JAMBI EKSPRES:
Lokalisasi Ditutup, ’Gali Gongli’ Kehilangan
Gali gongli bocah karbitan, besar dari belaian, ribuan bapak...
Tiga anak penghuni lokalisasi Poluhan tengah bermain.
Itulah sepenggal lirik lagu Iwan Fals yang berjudul Gali Gongli. Syair lagu itu setidaknya menyiratkan betapa kelamnya kehidupan remang-remang di dunia prostitusi kelas bawah di Desa Poluhan, Kec. Srengat, Blitar. Lagu itu seolah ingin mengatakan dunia tidak selamanya putih dan hitam, tapi juga ada garis abu-abu di tengahnya.
Siang itu, tiga anak kecil bermain bersama anak kucing. Mereka tampak gembira. Mereka, Mutiara Riski Anggraeni (10 tahun), Dandi Ama Febriansah (5 tahun) dan Yudistira Hendra Kusuma (7 tahun), tidak tahu kalau tanah yang ditempati merupakan daerah yang dilabeli ”kawasan hitam”.

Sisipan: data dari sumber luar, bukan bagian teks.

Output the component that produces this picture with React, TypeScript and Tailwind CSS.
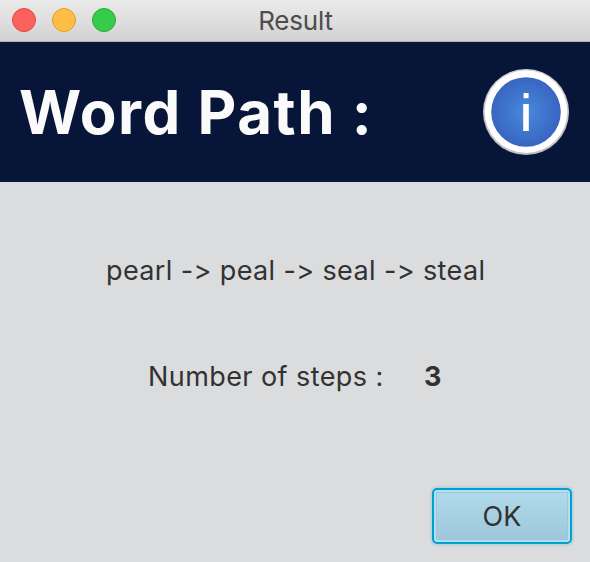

Mereka anak-anak PSK yang dalam tiga bulan ke depan akan terusir dari tempat tinggalnya. Ini menyusul kebijakan Pemkab Blitar yang memberlakukan Perda No. 2/2008 tentang pelarangan praktik prostitusi, yang berarti akan menutup lokalisasi Poluhan.
Kegiatan anak-anak PSK seperti juga anak-anak kecil lainnya. Seperti anak-anak lain, mereka juga bersekolah. Ketiga anak ini merupakan cermin dari 70 anak lainnya yang selama ini menghuni lokalisasi di Poluhan. Dan mereka juga punya cita-cita, tak peduli ibunya seperti apa dan bapaknya siapa.
Mutiara, misalnya, mengaku ingin jadi dokter. “Saya kalau sudah dewasa ingin menjadi dokter. Saya ingin mengobati orang sakit,” ujar siswi kelas 2 SD itu.
Sedangkan Yudistira, memilih menjadi tentara dan memegang senjata sehingga tampak gagah. Sementara Dandi bercita-cita menjadi polisi. “Saya mau jadi polisi. Sekarang sekolah dulu,” katanya.
Tapi, dikemanakan cita-cita mereka kalau lokalisasi ditutup? Dari mana sang ibu mendapat uang untuk menyekolahkan mereka? Itulah keluhan para PSK penghuni lokalisasi.
Rinayanti (30 tahun), PSK setempat yang juga memiliki anak, misalnya, mengaku kaget mendengar tempat tinggalnya dan tempatnya bekerja akan ditutup. “Kami akan dikemanakan? Bagaimana dengan anak-anak kami,” katanya.
Penutupan lokalisasi memang akan berdampak langsung kepada anak-anak PSK, yang seperti anak-anak lain juga berhak punya masa depan. Mereka, diakui Kepala Seksi Pelayanan dan Rehabilitasi Sosial Dinas Sosial Kabupaten Blitar, Sholichin, menggantungkan hidupnya di lokalisasi.
Dia berjanji akan memikirkannya. “Aka kami pikirkan, mereka nanti akan hidup di mana dan apakah bisa diterima di lingkungan barunya,” katanya.
Sementara Camat Srengat, Edi Suraji, berharap mereka menyiapkan diri terkait rencana penerapan Perda. “Minimal kami sudah sosialisasikan perda tentang larangan prostitusi di Kabupaten Blitar,” katanya.